Outlook.com is also "designed to make it easy to send hundreds of photos and videos in a single message," it said.

The website's users grew to 60 million in just a six-month period during its preview, Business Insider wrote, partly because it allowed users to connect easily with Facebook, Twitter and LinkedIn.

Microsoft said in a blog post: “Today, we’re excited to announce that we’ve completed upgrading all Hotmail customers to Outlook.com. Coupled with the growing organic excitement for Outlook.com, this has pushed us to over 400 million active Outlook.com accounts, including 125 million that are accessing email, calendar and contacts on a mobile device using Exchange ActiveSync.”

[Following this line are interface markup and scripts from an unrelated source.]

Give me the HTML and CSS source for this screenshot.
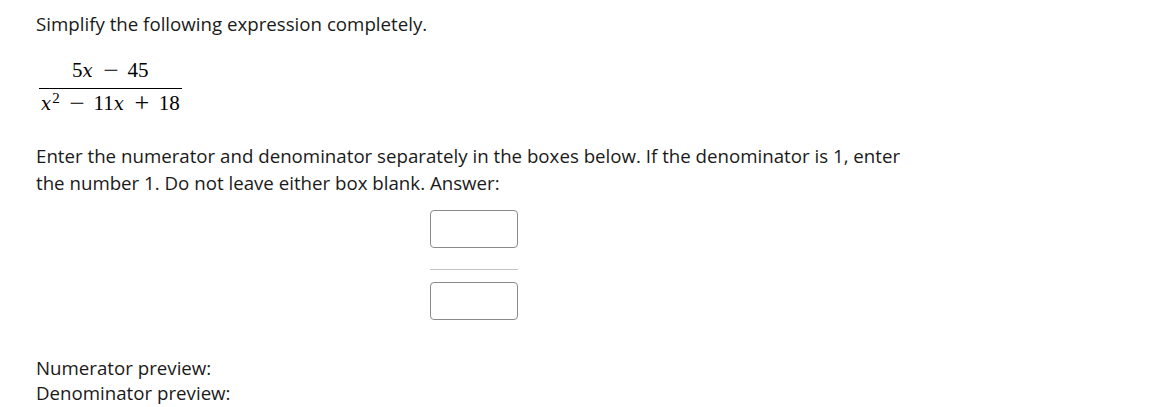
FILE: index.html
```html
<!DOCTYPE html>
<html>
<head>
<meta charset="utf-8">
<link rel="stylesheet" href="styles.css">
</head>
<body>
<div class="page">
  <p class="prompt">Simplify the following expression completely.</p>
  <div class="expr">
    <div class="frac">
      <div class="num">5<i>x</i><span class="op minus">−</span>45</div>
      <div class="den"><i>x</i><sup>2</sup><span class="op minus">−</span>11<i>x</i><span class="op plus">+</span>18</div>
    </div>
  </div>
  <p class="instr">Enter the numerator and denominator separately in the boxes below. If the denominator is 1, enter the number 1. Do not leave either box blank. Answer:</p>
  <div class="answer">
    <div class="answer-frac">
      <input class="box" type="text">
      <div class="bar"></div>
      <input class="box" type="text">
    </div>
  </div>
  <div class="previews">
    <div>Numerator preview:</div>
    <div>Denominator preview:</div>
  </div>
</div>
</body>
</html>
```
FILE: styles.css
```css
html, body { margin: 0; padding: 0; background: #fff; }
body {
  font-family: "Open Sans", "Noto Sans", sans-serif;
  font-size: 18.7px;
  color: #1a1a1a;
}
.page { padding: 10px 0 0 36px; width: 870px; }
.prompt { margin: 0; line-height: 27px; }
.expr { margin-top: 20px; padding-left: 3px; }
.frac {
  display: inline-flex;
  flex-direction: column;
  align-items: stretch;
  font-family: "Liberation Serif", "DejaVu Serif", serif;
  font-size: 21px;
  color: #000;
}
.frac i { font-family: "DejaVu Serif", serif; font-size: 18px; font-style: italic; padding-right: 1px; }
.num { text-align: center; line-height: 24px; padding-bottom: 5px; border-bottom: 1px solid #000; }
.den { text-align: center; line-height: 24px; padding: 2px 2px 0 2px; }
.den sup { font-size: 15px; line-height: 0; vertical-align: 7px; }
.op { display: inline-block; margin: 0 11px; }
.minus { transform: scaleX(1.3); }
.plus { transform: scale(1.25); }
.instr { margin: 26px 0 0 0; line-height: 27px; }
.answer { display: flex; justify-content: center; margin-top: 14px; padding-left: 6px; }
.answer-frac { display: flex; flex-direction: column; width: 88px; }
.box {
  box-sizing: border-box;
  width: 88px;
  height: 38px;
  border: 1px solid #8a8a8a;
  border-radius: 4px;
  margin: 0;
  background: #fff;
}
.bar { height: 1px; background: #c4c4c4; margin: 21px 0 12px 0; }
.previews { margin-top: 35px; line-height: 25px; }
```
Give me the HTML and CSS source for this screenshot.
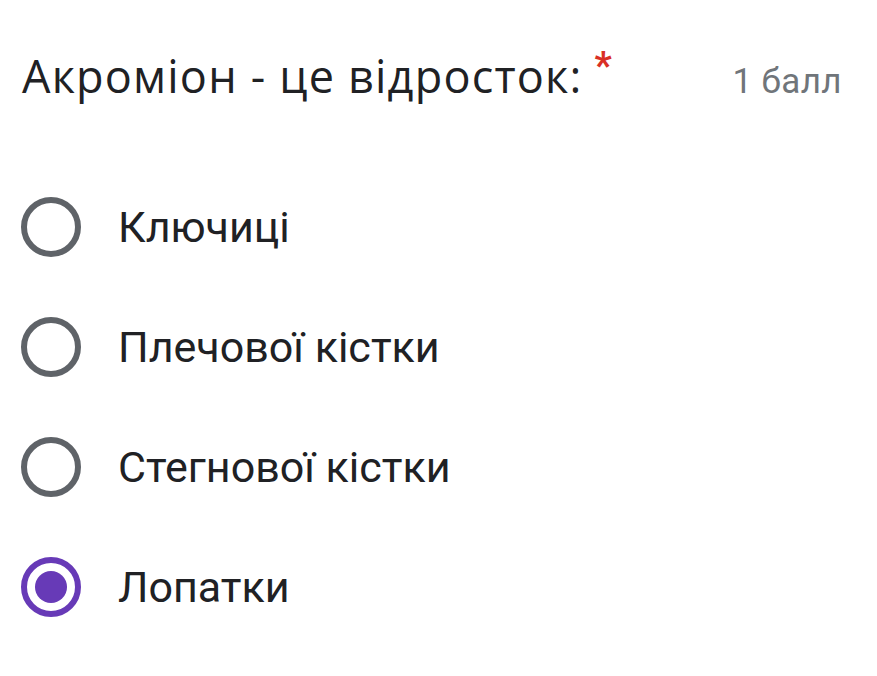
FILE: index.html
```html
<!DOCTYPE html>
<html lang="uk">
<head>
<meta charset="utf-8">
<link rel="stylesheet" href="styles.css">
</head>
<body>
<div class="card">
  <div class="header">
    <div class="title">Акроміон - це відросток:<span class="req">*</span></div>
    <div class="points">1 балл</div>
  </div>
  <div class="options">
    <label class="option"><span class="radio"></span><span class="label">Ключиці</span></label>
    <label class="option"><span class="radio"></span><span class="label">Плечової кістки</span></label>
    <label class="option"><span class="radio"></span><span class="label">Стегнової кістки</span></label>
    <label class="option checked"><span class="radio"></span><span class="label">Лопатки</span></label>
  </div>
</div>
</body>
</html>
```
FILE: styles.css
```css
html, body {
  margin: 0;
  padding: 0;
  background: #fff;
}
.card {
  width: 877px;
  height: 676px;
  box-sizing: border-box;
  padding: 46px 35px 0 22px;
}
.header {
  display: flex;
  justify-content: space-between;
  align-items: baseline;
}
.title {
  font-family: "Open Sans", sans-serif;
  font-size: 45px;
  line-height: 60px;
  color: #202124;
  letter-spacing: 1.2px;
}
.req {
  color: #d93025;
  font-family: "Roboto", sans-serif;
  font-weight: 700;
  font-size: 38px;
  margin-left: 12px;
  position: relative;
  top: -14px;
}
.points {
  font-family: "Roboto", sans-serif;
  font-size: 35px;
  letter-spacing: 0.4px;
  color: #70757a;
}
.options {
  display: flex;
  flex-direction: column;
  margin-top: 57px;
}
.option {
  display: flex;
  align-items: center;
  height: 120px;
}
.radio {
  width: 60px;
  height: 60px;
  box-sizing: border-box;
  border: 6.5px solid #5f6368;
  border-radius: 50%;
  margin-left: -1px;
  display: flex;
  align-items: center;
  justify-content: center;
}
.checked .radio {
  border-color: #673ab7;
}
.checked .radio::after {
  content: "";
  width: 32px;
  height: 32px;
  border-radius: 50%;
  background: #673ab7;
}
.label {
  margin-left: 37px;
  font-family: "Roboto", sans-serif;
  font-size: 43px;
  color: #202124;
}
```
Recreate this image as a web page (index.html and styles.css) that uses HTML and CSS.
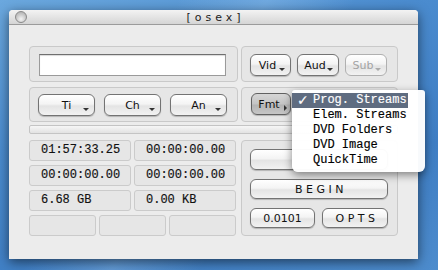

Gigaom added that Hotmail users will now be able to use Outlook's new features, which include SkyDrive integration.

But this doesn’t mean everyone is thrilled with the upgrades. Outlook group product manager Dick Craddock addressed the changes:

“Of course, whenever a widely used consumer service makes any substantial change, there will always be some folks that don’t like it, and that shows up in the feedback, too. It’s gratifying in a sense because it means those customers loved the previous set of changes we made. With a communication service that is constantly evolving, we try to strike the right balance between bringing out major improvements and keeping true to what our customers love.”

Hotmail was launched in 1996 and was one of the first Web-based email services.